La recherche démontre que plus une personne monte de niveau dans une organisation, plus l’intuition est nécessaire.

homme-penseComment utiliser l’intuition? Lorsqu’on sent intuitivement qu’un problème existe. – Pour intégrer les morceaux isolés de données et l’expérience dans une image intégrée, souvent dans une perspicacité « ah! ah! » ! – Pour contrôler les résultats d’analyse plus rationnels, contourner une analyse approfondie et arriver rapidement à une solution.

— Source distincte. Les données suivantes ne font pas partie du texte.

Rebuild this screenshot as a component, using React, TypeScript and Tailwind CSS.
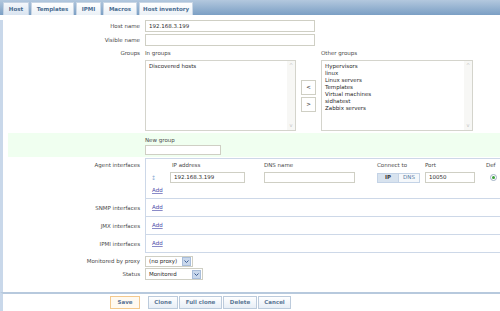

C’est toujours possible d’améliorer le processus de décision intuitif en suivant une formation visant à développer votre intuition. Les commissions scolaires ont des responsabilités importantes à assumer quotidiennement. Les représentants de ce réseau ont donc intérêt à développer leur intuition pour prendre des décisions les plus éclairées.

Voici quelques conseils pour la prise de décisions intuitives

• La première option qui vous traverse l’esprit est probablement la bonne.
• L’analyse pour soutenir votre intuition.
• La dépense de plus d’énergie dans la compréhension de la situation que dans ce qu’on doit faire.
• Ne pas confondre les désirs avec les intuitions.
• Bien réfléchir à l’avance.
• L’incertitude ajoute de l’excitation dans la prise de décisions.
• L’utilisation de la bonne stratégie pour la prise de décisions.
• La consultation d’experts.
• Le maintien de la vigilance par rapport aux barrières de l’intuition. Par exemple, l’absence de bon sommeil, la fatigue, la maladie, les nouvelles technologies constituent de telles barrières.